The inherent value of the options transaction at the time of a loss is that, like insurance, funds become available immediately. Unlike insurance, a contingent capital deal can be used for almost any risk, insurable or not. We know that capital is most expensive when it is needed the most. A few years ago the Royal Bank of Canada effected a contingent capital arrangement with Swiss Re to support its loan reserves. It allowed the bank to manage the volatility (credit risk) in its loan portfolio associated with general economic downturns or a slump in the housing markets. Having a contingent capital product at the ready relieved the bank of having to raise expensive capital in a recession.
The costs associated with contingent capital arrangements are far lower than insurance premiums. The option buyer pays a fee, also known as a premium, to the option seller. If the option expires without being exercised, the fee becomes the buyer's only expense.
We can affect contingent capital transactions either on or off-balance sheet, however, since the adoption of Internal Revenue Service (IRS) Accounting Research Bulletin 51 (ARB 51), which defines consolidation of variable interest entities; forming a special purpose entity (SPE) to keep the transaction off-balance sheet may prove difficult. However, like insurance premiums, the fees associated with contingent capital arrangements may be booked as a tax-deductible expense. If the buyer exercises the option, the incoming cash is booked as an asset, offset by the issuance (to the counterparty) of preferred stock or some other form of subordinated debt.
Because options contracts involve two counterparties, the buyer must remain cognizant of the potential for credit risk. When we purchase insurance, we generally rely on an independent evaluation of the insurer's credit worthiness, e.g., A.M. Best or Standard & Poor's. While the option's sellers are usually highly rated insurers or reinsurers, anyone can, theoretically, sell a contingent capital option.
Contingent capital arrangements can be an attractive alternative to high-priced excess insurance.
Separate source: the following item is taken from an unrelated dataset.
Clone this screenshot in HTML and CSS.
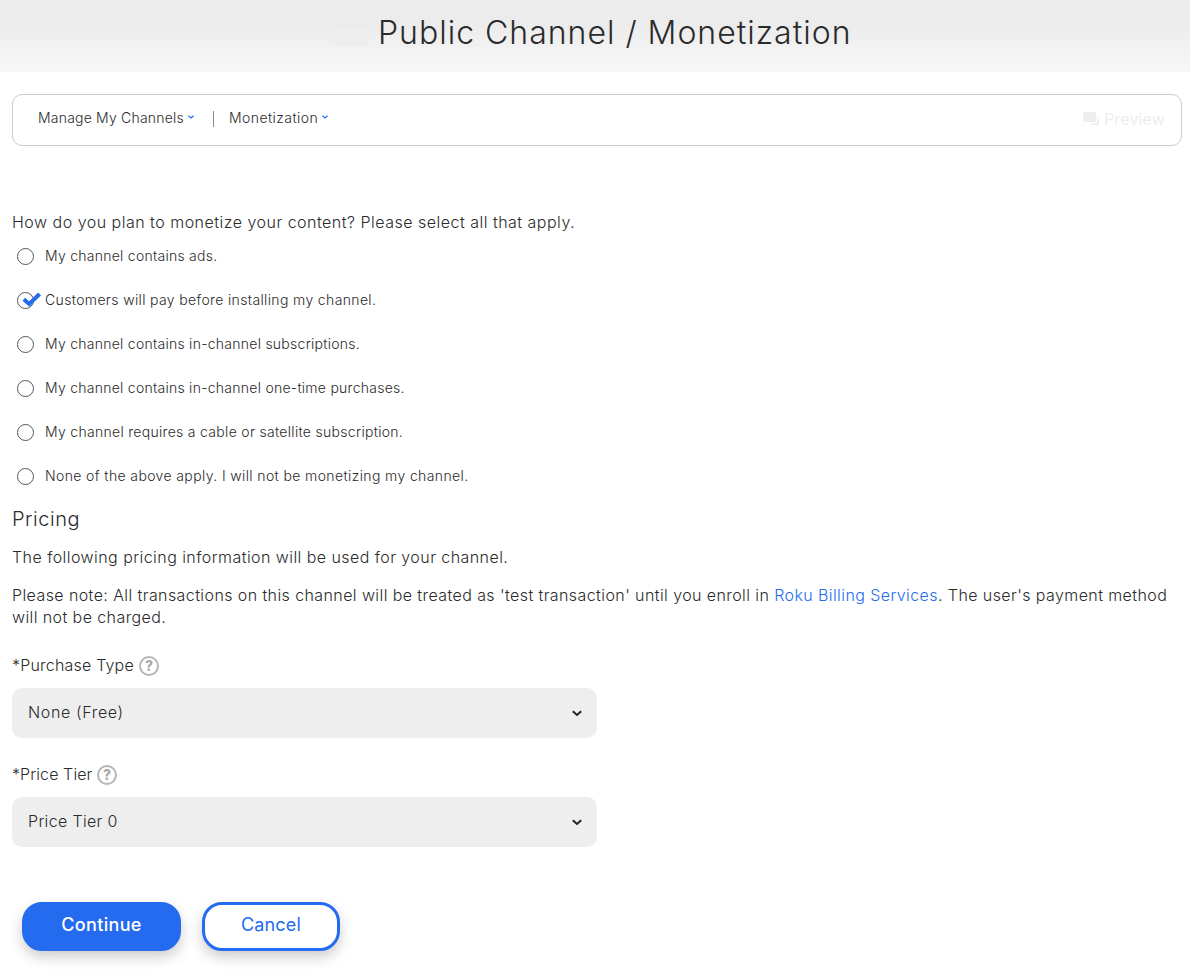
FILE: index.html
```html
<!DOCTYPE html>
<html lang="en">
<head>
<meta charset="utf-8">
<title>Public Channel / Monetization</title>
<link rel="stylesheet" href="styles.css">
</head>
<body>
<header class="banner"><span class="chip"></span><h1>Public Channel / Monetization</h1></header>
<main>
  <nav class="toolbar">
    <a class="crumb crumb-manage">Manage My Channels</a><svg class="caret" viewBox="0 0 6 4"><path d="M.4.7 3 2.9 5.6.7"/></svg>
    <span class="divider"></span>
    <a class="crumb crumb-money">Monetization</a><svg class="caret" viewBox="0 0 6 4"><path d="M.4.7 3 2.9 5.6.7"/></svg>
    <span class="preview"><svg viewBox="0 0 16 13"><rect width="13" height="10" rx="1"/><path d="M14.2 6.5h.8q1 0 1 1V12q0 1-1 1H9q-1 0-1-1v-.8h5.2q1 0 1-1z"/></svg>Preview</span>
  </nav>
  <p class="question">How do you plan to monetize your content? Please select all that apply.</p>
  <ul class="options">
    <li><i class="ring"></i><span class="o1">My channel contains ads.</span></li>
    <li><i class="ring"><svg class="check" viewBox="0 0 20 15"><path d="M1.8 7.3 7.2 12 17.6 2"/></svg></i><span class="o2">Customers will pay before installing my channel.</span></li>
    <li><i class="ring"></i><span class="o3">My channel contains in-channel subscriptions.</span></li>
    <li><i class="ring"></i><span class="o4">My channel contains in-channel one-time purchases.</span></li>
    <li><i class="ring"></i><span class="o5">My channel requires a cable or satellite subscription.</span></li>
    <li><i class="ring"></i><span class="o6">None of the above apply. I will not be monetizing my channel.</span></li>
  </ul>
  <h2>Pricing</h2>
  <p class="info">The following pricing information will be used for your channel.</p>
  <p class="note">Please note: All transactions on this channel will be treated as 'test transaction' until you enroll in <a>Roku Billing Services</a>. The user's payment method<br>will not be charged.</p>
  <div class="field">
    <div class="label"><span class="purchase">*Purchase Type</span><i class="help">?</i></div>
    <div class="select"><span class="none">None (Free)</span><svg viewBox="0 0 10 7"><path d="M.8 1.2 5 5 9.2 1.2"/></svg></div>
  </div>
  <div class="field">
    <div class="label"><span class="tier">*Price Tier</span><i class="help">?</i></div>
    <div class="select"><span class="zero">Price Tier 0</span><svg viewBox="0 0 10 7"><path d="M.8 1.2 5 5 9.2 1.2"/></svg></div>
  </div>
  <div class="actions"><button class="continue">Continue</button><button class="cancel">Cancel</button></div>
</main>
</body>
</html>
```
FILE: styles.css
```css
* { box-sizing: border-box; }
body { margin: 0; width: 1190px; height: 972px; overflow: hidden; background: #fff; color: #2b2b2b; font-family: Inter, "Liberation Sans", sans-serif; font-weight: 300; }
h1, h2, p, ul { margin: 0; padding: 0; font-weight: 300; }
.banner { height: 72px; padding-left: 334px; display: flex; align-items: flex-start; background: linear-gradient(#ececec 0, #ececec 35%, #f8f8f8 100%); }
.chip { width: 34px; height: 18px; margin: 28px 10px 0 0; background: #eee; }
h1 { font-size: 32px; line-height: 40px; margin-top: 13px; letter-spacing: 1px; white-space: nowrap; }
main { padding: 22px 8px 0 12px; }
.toolbar { height: 52px; border: 1px solid #ccc; border-radius: 10px; display: flex; align-items: flex-start; padding: 14px 16px 0 25px; font-size: 14px; line-height: 18px; white-space: nowrap; }
.crumb-manage { width: 150px; letter-spacing: .2px; }
.crumb-money { width: 93px; letter-spacing: .43px; }
.caret { width: 6px; height: 4px; margin-top: 6px; fill: none; stroke: #246bf0; stroke-width: 1.2; }
.divider { width: 1px; height: 16px; background: #888; margin: 2px 15px 0 19px; }
.preview { margin-left: auto; display: flex; color: #eee; font-size: 16px; font-weight: 400; line-height: 20px; letter-spacing: .15px; }
.preview svg { width: 16px; height: 13px; margin: 3px 5px 0 0; fill: #eee; }
.question { margin-top: 65px; font-size: 16px; line-height: 22px; letter-spacing: .49px; white-space: nowrap; }
.options { list-style: none; margin-top: 13px; }
.options li { display: flex; height: 44px; padding-left: 5px; font-size: 14px; line-height: 20px; letter-spacing: .3px; white-space: nowrap; }
.o1, .o3, .o4 { letter-spacing: .26px; }
.o2 { letter-spacing: .36px; }
.o6 { letter-spacing: .38px; }
.ring { position: relative; width: 17px; height: 17px; margin: 2px 11px 0 0; border: 1px solid #555; border-radius: 50%; }
.check { position: absolute; left: 4px; top: -1px; width: 20px; height: 15px; fill: none; stroke: #246bf0; stroke-width: 4; }
h2 { margin-top: -4px; font-size: 20px; line-height: 26px; letter-spacing: .55px; }
.info, .note { font-size: 16px; line-height: 22px; letter-spacing: .44px; white-space: nowrap; }
.info { margin-top: 14px; }
.note { margin-top: 16px; letter-spacing: .41px; }
.note a { color: #246bf0; }
.field { margin-top: 26px; width: 585px; }
.note + .field { margin-top: 27px; }
.label { display: flex; align-items: center; height: 22px; font-size: 16px; line-height: 20px; }
.label span { padding-bottom: 2px; }
.purchase { width: 127px; letter-spacing: .2px; }
.tier { width: 85px; letter-spacing: .1px; }
.help { width: 20px; height: 20px; border: 2px solid #b5b5b5; border-radius: 50%; color: #aaa; font-size: 14px; line-height: 16px; font-weight: 800; font-style: normal; text-align: center; }
.select { height: 50px; margin-top: 11px; padding: 0 15px 0 16px; border-radius: 10px; background: #eee; display: flex; align-items: center; justify-content: space-between; font-size: 16px; }
.select span { padding-bottom: 2px; }
.none { letter-spacing: .65px; }
.zero { letter-spacing: .33px; }
.select svg { width: 10px; height: 7px; margin-top: 1px; fill: none; stroke: #222; stroke-width: 2; }
.actions { margin: 55px 0 0 10px; display: flex; gap: 21px; }
.actions button { height: 49px; padding: 0 0 5px; border: 3px solid #246bf0; border-radius: 20px; font: 500 18px Inter, sans-serif; box-shadow: 0 6px 14px rgba(0,0,0,.2); }
.actions .continue { width: 159px; background: #246bf0; color: #fff; letter-spacing: .35px; }
.actions .cancel { width: 138px; background: #fff; color: #246bf0; font-weight: 400; letter-spacing: .15px; }
```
They are less expensive than insurance, and when used to cover high excess loss events, they can be a more efficient method of protecting against a contingency with an extremely low probability of occurrence.
Consider what happens when you present a potentially significant directors and officers (D&O) liability loss event to your insurer. Aside from the notion of whether coverage applies to the loss (you assume it does at the onset), you must navigate through the process of filing the claim and taking the necessary steps to satisfy the policy's conditions in the event of loss. However, you changed D&O insurers at the last renewal to take advantage of a lower premium. As a condition of providing coverage, the new insurer required that you disclose any circumstance that could result in a loss reported during the policy period—a standard condition in claims-made policies unless all prior acts, disclosed and undisclosed, are covered. In your internal investigation, you discover that others knew that this D&O claim was brewing, but it was not disclosed to the new insurer. Of course, this scenario could never happen, right? If an excess layer of this exposure were financed through a contingent capital arrangement, no such coverage limitation would exist.
Although insurance is fraught with potential missteps as described above, it remains a very efficient tool for managing risk, and will most likely never be rendered obsolete. However, intelligent and creative risk managers generally find that a combination of risk financing and transfer techniques produces the best use of their company's risk capital. Risk managers should consider contingent risk capital among the various financing options.